> [Directive]:
Without the pictures, copy the entries below word for word.

[Entries taken from a collection]
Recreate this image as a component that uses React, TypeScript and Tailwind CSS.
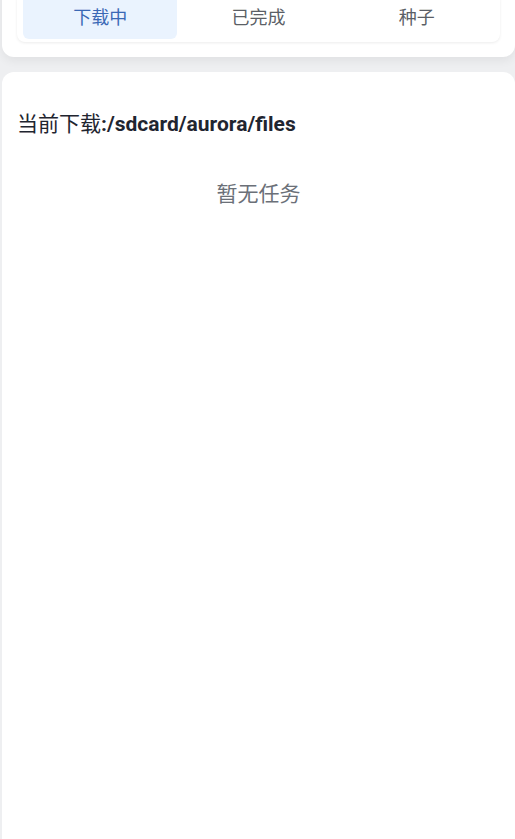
const tabs = ["下载中", "已完成", "种子"];

export default function App() {
  return (
    <div
      className="min-h-[839px] overflow-hidden bg-[#eeeff1] pl-[2px]"
      style={{ fontFamily: 'Roboto, "Noto Sans CJK SC", sans-serif' }}
    >
      <div className="-mt-[23px] rounded-xl bg-white px-[15px] pb-[15px] pt-[15px] shadow-[0_4px_10px_rgba(0,0,0,0.06)]">
        <div className="grid grid-cols-3 gap-[4px] rounded-lg bg-white px-[6px] py-[3px] shadow-[0_1px_3px_rgba(0,0,0,0.08)]">
          {tabs.map((t, i) => (
            <div
              key={t}
              className={
                i === 0
                  ? "flex h-[44px] items-center justify-center rounded-md bg-[#eaf3fe] text-[18px] text-[#3a68b5]"
                  : "flex h-[44px] items-center justify-center text-[18px] text-[#5b5f66]"
              }
            >
              {t}
            </div>
          ))}
        </div>
      </div>

      <div className="mt-[15px] min-h-[780px] rounded-xl bg-white px-[15px] pt-[38px]">
        <h2 className="text-[21px] leading-[28px] text-[#1f2530]">
          当前下载<span className="font-bold">:/sdcard/aurora/files</span>
        </h2>
        <p className="mt-[42px] text-center text-[21px] leading-[28px] text-[#6b7078]">
          暂无任务
        </p>
      </div>
    </div>
  );
}
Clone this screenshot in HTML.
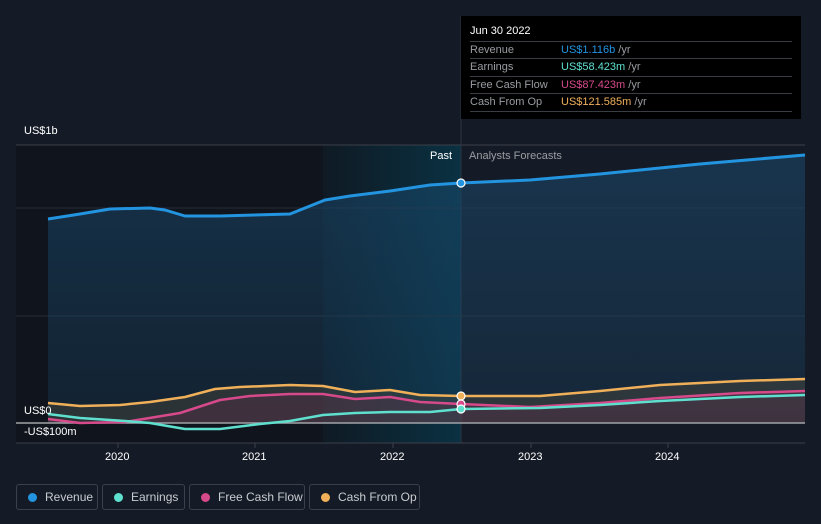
<!DOCTYPE html>
<html><head><style>
body{margin:0;background:#151b26;font-family:"Liberation Sans",sans-serif;}
.w{position:relative;width:821px;height:524px;overflow:hidden;background:#151b26}
.tt{position:absolute;left:461px;top:16px;width:340px;height:103px;background:#000;color:#fff;font-size:11px}
.tt .h{position:absolute;left:9px;top:9px;font-size:11px}
.tt .r{position:absolute;left:9px;width:322px;height:17px;border-top:1px solid #3a3d44;line-height:17px;color:#9a9ca2}
.tt .r b{position:absolute;left:91px;font-weight:normal}
.tt .r i{font-style:normal;color:#9a9ca2}
.lg{position:absolute;top:484px;height:26px;border:1px solid #3a404c;border-radius:3px;color:#c8cbd0;font-size:12px;line-height:24px;box-sizing:border-box;padding-left:28px;white-space:nowrap}
.lg:before{content:"";position:absolute;left:11px;top:8px;width:9px;height:9px;border-radius:50%;background:var(--c)}
.ax{position:absolute;color:#fff;font-size:11px}
</style></head><body><div class="w">
<svg width="821" height="524" style="position:absolute;left:0;top:0">
<defs>
<linearGradient id="hl" x1="0" x2="1"><stop offset="0" stop-color="#0f1a24"/><stop offset="1" stop-color="#0a3142"/></linearGradient>
<linearGradient id="rf" x1="0" y1="0" x2="0" y2="1"><stop offset="0" stop-color="#1a4a6e" stop-opacity=".55"/><stop offset="1" stop-color="#1a4a6e" stop-opacity=".25"/></linearGradient>
</defs>
<rect x="16" y="145" width="307" height="298" fill="#10141c"/>
<rect x="323" y="145" width="138" height="298" fill="url(#hl)"/>
<line x1="16" y1="145" x2="805" y2="145" stroke="#3a3f49"/>
<line x1="16" y1="208" x2="805" y2="208" stroke="#262c37"/>
<line x1="16" y1="316" x2="805" y2="316" stroke="#262c37"/>
<line x1="461" y1="16" x2="461" y2="443" stroke="#2b3442"/>
<path d="M48,219 L80,214 110,209 150,208 165,210 185,216 220,216 290,214 305,208 325,200 350,196 390,191 430,185 461,183 530,180 600,174 700,164 805,155 L805,423 L48,423Z" fill="url(#rf)"/>
<path d="M48,403 L80,406 120,405 150,402 185,397 215,389 240,387 290,385 323,386 355,392 390,390 420,395 461,396 540,396 600,391 660,385 740,381 805,379 L805,423 L48,423Z" fill="#5a5240" opacity=".35"/>
<path d="M48,419 L80,423 125,422 180,413 220,400 250,396 290,394 323,394 355,399 390,397 420,402 461,404 530,407 600,403 660,398 740,393 805,391 L805,423 L48,423Z" fill="#6a3050" opacity=".3"/>
<line x1="16" y1="423" x2="805" y2="423" stroke="#a0a3a8" stroke-width="1.5"/>
<line x1="16" y1="443" x2="805" y2="443" stroke="#3a3f49"/>
<g fill="none" stroke-width="2.5" stroke-linejoin="round">
<polyline stroke="#f0b05a" points="48,403 80,406 120,405 150,402 185,397 215,389 240,387 290,385 323,386 355,392 390,390 420,395 461,396 540,396 600,391 660,385 740,381 805,379"/>
<polyline stroke="#d6498a" points="48,419 80,423 125,422 180,413 220,400 250,396 290,394 323,394 355,399 390,397 420,402 461,404 530,407 600,403 660,398 740,393 805,391"/>
<polyline stroke="#5fe0cf" points="48,414 80,418 125,421 150,423 185,429 220,429 260,424 290,421 323,415 355,413 390,412 430,412 461,409 540,408 600,405 660,401 740,397 805,395"/>
<polyline stroke="#2394e0" stroke-width="3" points="48,219 80,214 110,209 150,208 165,210 185,216 220,216 290,214 305,208 325,200 350,196 390,191 430,185 461,183 530,180 600,174 700,164 805,155"/>
</g>
<g stroke="#fff" stroke-width="1.2">
<circle cx="461" cy="183" r="4" fill="#2394e0"/>
<circle cx="461" cy="396" r="4" fill="#f0b05a"/>
<circle cx="461" cy="404" r="4" fill="#d6498a"/>
<circle cx="461" cy="409" r="4" fill="#5fe0cf"/>
</g>
<g stroke="#3a3f49"><line x1="118" y1="443" x2="118" y2="448"/><line x1="255" y1="443" x2="255" y2="448"/><line x1="393" y1="443" x2="393" y2="448"/><line x1="531" y1="443" x2="531" y2="448"/><line x1="668" y1="443" x2="668" y2="448"/></g>
</svg>
<div class="ax" style="left:24px;top:125px">US$1b</div>
<div class="ax" style="left:24px;top:405px">US$0</div>
<div class="ax" style="left:24px;top:426px">-US$100m</div>
<div class="ax" style="left:430px;top:150px">Past</div>
<div class="ax" style="left:469px;top:150px;color:#9a9ca2">Analysts Forecasts</div>
<div class="ax" style="left:105px;top:451px">2020</div>
<div class="ax" style="left:242px;top:451px">2021</div>
<div class="ax" style="left:380px;top:451px">2022</div>
<div class="ax" style="left:518px;top:451px">2023</div>
<div class="ax" style="left:655px;top:451px">2024</div>
<div class="tt"><div class="h">Jun 30 2022</div>
<div class="r" style="top:25px">Revenue<b style="color:#2394e0">US$1.116b <i>/yr</i></b></div>
<div class="r" style="top:42px">Earnings<b style="color:#5fe0cf">US$58.423m <i>/yr</i></b></div>
<div class="r" style="top:60px">Free Cash Flow<b style="color:#d6498a">US$87.423m <i>/yr</i></b></div>
<div class="r" style="top:77px">Cash From Op<b style="color:#f0b05a">US$121.585m <i>/yr</i></b></div>
<div style="position:absolute;left:9px;top:95px;width:322px;border-top:1px solid #3a3d44"></div>
</div>
<div class="lg" style="left:16px;width:82px;--c:#2394e0">Revenue</div>
<div class="lg" style="left:102px;width:83px;--c:#5fe0cf">Earnings</div>
<div class="lg" style="left:189px;width:116px;--c:#d6498a">Free Cash Flow</div>
<div class="lg" style="left:309px;width:111px;--c:#f0b05a">Cash From Op</div>
</div></body></html>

> [Response]:
Recreate this image as a component that uses React, TypeScript and Tailwind CSS.
const tabs = ["下载中", "已完成", "种子"];

export default function App() {
  return (
    <div
      className="min-h-[839px] overflow-hidden bg-[#eeeff1] pl-[2px]"
      style={{ fontFamily: 'Roboto, "Noto Sans CJK SC", sans-serif' }}
    >
      <div className="-mt-[23px] rounded-xl bg-white px-[15px] pb-[15px] pt-[15px] shadow-[0_4px_10px_rgba(0,0,0,0.06)]">
        <div className="grid grid-cols-3 gap-[4px] rounded-lg bg-white px-[6px] py-[3px] shadow-[0_1px_3px_rgba(0,0,0,0.08)]">
          {tabs.map((t, i) => (
            <div
              key={t}
              className={
                i === 0
                  ? "flex h-[44px] items-center justify-center rounded-md bg-[#eaf3fe] text-[18px] text-[#3a68b5]"
                  : "flex h-[44px] items-center justify-center text-[18px] text-[#5b5f66]"
              }
            >
              {t}
            </div>
          ))}
        </div>
      </div>

      <div className="mt-[15px] min-h-[780px] rounded-xl bg-white px-[15px] pt-[38px]">
        <h2 className="text-[21px] leading-[28px] text-[#1f2530]">
          当前下载<span className="font-bold">:/sdcard/aurora/files</span>
        </h2>
        <p className="mt-[42px] text-center text-[21px] leading-[28px] text-[#6b7078]">
          暂无任务
        </p>
      </div>
    </div>
  );
}
Clone this screenshot in HTML.
<!DOCTYPE html>
<html><head><style>
body{margin:0;background:#151b26;font-family:"Liberation Sans",sans-serif;}
.w{position:relative;width:821px;height:524px;overflow:hidden;background:#151b26}
.tt{position:absolute;left:461px;top:16px;width:340px;height:103px;background:#000;color:#fff;font-size:11px}
.tt .h{position:absolute;left:9px;top:9px;font-size:11px}
.tt .r{position:absolute;left:9px;width:322px;height:17px;border-top:1px solid #3a3d44;line-height:17px;color:#9a9ca2}
.tt .r b{position:absolute;left:91px;font-weight:normal}
.tt .r i{font-style:normal;color:#9a9ca2}
.lg{position:absolute;top:484px;height:26px;border:1px solid #3a404c;border-radius:3px;color:#c8cbd0;font-size:12px;line-height:24px;box-sizing:border-box;padding-left:28px;white-space:nowrap}
.lg:before{content:"";position:absolute;left:11px;top:8px;width:9px;height:9px;border-radius:50%;background:var(--c)}
.ax{position:absolute;color:#fff;font-size:11px}
</style></head><body><div class="w">
<svg width="821" height="524" style="position:absolute;left:0;top:0">
<defs>
<linearGradient id="hl" x1="0" x2="1"><stop offset="0" stop-color="#0f1a24"/><stop offset="1" stop-color="#0a3142"/></linearGradient>
<linearGradient id="rf" x1="0" y1="0" x2="0" y2="1"><stop offset="0" stop-color="#1a4a6e" stop-opacity=".55"/><stop offset="1" stop-color="#1a4a6e" stop-opacity=".25"/></linearGradient>
</defs>
<rect x="16" y="145" width="307" height="298" fill="#10141c"/>
<rect x="323" y="145" width="138" height="298" fill="url(#hl)"/>
<line x1="16" y1="145" x2="805" y2="145" stroke="#3a3f49"/>
<line x1="16" y1="208" x2="805" y2="208" stroke="#262c37"/>
<line x1="16" y1="316" x2="805" y2="316" stroke="#262c37"/>
<line x1="461" y1="16" x2="461" y2="443" stroke="#2b3442"/>
<path d="M48,219 L80,214 110,209 150,208 165,210 185,216 220,216 290,214 305,208 325,200 350,196 390,191 430,185 461,183 530,180 600,174 700,164 805,155 L805,423 L48,423Z" fill="url(#rf)"/>
<path d="M48,403 L80,406 120,405 150,402 185,397 215,389 240,387 290,385 323,386 355,392 390,390 420,395 461,396 540,396 600,391 660,385 740,381 805,379 L805,423 L48,423Z" fill="#5a5240" opacity=".35"/>
<path d="M48,419 L80,423 125,422 180,413 220,400 250,396 290,394 323,394 355,399 390,397 420,402 461,404 530,407 600,403 660,398 740,393 805,391 L805,423 L48,423Z" fill="#6a3050" opacity=".3"/>
<line x1="16" y1="423" x2="805" y2="423" stroke="#a0a3a8" stroke-width="1.5"/>
<line x1="16" y1="443" x2="805" y2="443" stroke="#3a3f49"/>
<g fill="none" stroke-width="2.5" stroke-linejoin="round">
<polyline stroke="#f0b05a" points="48,403 80,406 120,405 150,402 185,397 215,389 240,387 290,385 323,386 355,392 390,390 420,395 461,396 540,396 600,391 660,385 740,381 805,379"/>
<polyline stroke="#d6498a" points="48,419 80,423 125,422 180,413 220,400 250,396 290,394 323,394 355,399 390,397 420,402 461,404 530,407 600,403 660,398 740,393 805,391"/>
<polyline stroke="#5fe0cf" points="48,414 80,418 125,421 150,423 185,429 220,429 260,424 290,421 323,415 355,413 390,412 430,412 461,409 540,408 600,405 660,401 740,397 805,395"/>
<polyline stroke="#2394e0" stroke-width="3" points="48,219 80,214 110,209 150,208 165,210 185,216 220,216 290,214 305,208 325,200 350,196 390,191 430,185 461,183 530,180 600,174 700,164 805,155"/>
</g>
<g stroke="#fff" stroke-width="1.2">
<circle cx="461" cy="183" r="4" fill="#2394e0"/>
<circle cx="461" cy="396" r="4" fill="#f0b05a"/>
<circle cx="461" cy="404" r="4" fill="#d6498a"/>
<circle cx="461" cy="409" r="4" fill="#5fe0cf"/>
</g>
<g stroke="#3a3f49"><line x1="118" y1="443" x2="118" y2="448"/><line x1="255" y1="443" x2="255" y2="448"/><line x1="393" y1="443" x2="393" y2="448"/><line x1="531" y1="443" x2="531" y2="448"/><line x1="668" y1="443" x2="668" y2="448"/></g>
</svg>
<div class="ax" style="left:24px;top:125px">US$1b</div>
<div class="ax" style="left:24px;top:405px">US$0</div>
<div class="ax" style="left:24px;top:426px">-US$100m</div>
<div class="ax" style="left:430px;top:150px">Past</div>
<div class="ax" style="left:469px;top:150px;color:#9a9ca2">Analysts Forecasts</div>
<div class="ax" style="left:105px;top:451px">2020</div>
<div class="ax" style="left:242px;top:451px">2021</div>
<div class="ax" style="left:380px;top:451px">2022</div>
<div class="ax" style="left:518px;top:451px">2023</div>
<div class="ax" style="left:655px;top:451px">2024</div>
<div class="tt"><div class="h">Jun 30 2022</div>
<div class="r" style="top:25px">Revenue<b style="color:#2394e0">US$1.116b <i>/yr</i></b></div>
<div class="r" style="top:42px">Earnings<b style="color:#5fe0cf">US$58.423m <i>/yr</i></b></div>
<div class="r" style="top:60px">Free Cash Flow<b style="color:#d6498a">US$87.423m <i>/yr</i></b></div>
<div class="r" style="top:77px">Cash From Op<b style="color:#f0b05a">US$121.585m <i>/yr</i></b></div>
<div style="position:absolute;left:9px;top:95px;width:322px;border-top:1px solid #3a3d44"></div>
</div>
<div class="lg" style="left:16px;width:82px;--c:#2394e0">Revenue</div>
<div class="lg" style="left:102px;width:83px;--c:#5fe0cf">Earnings</div>
<div class="lg" style="left:189px;width:116px;--c:#d6498a">Free Cash Flow</div>
<div class="lg" style="left:309px;width:111px;--c:#f0b05a">Cash From Op</div>
</div></body></html>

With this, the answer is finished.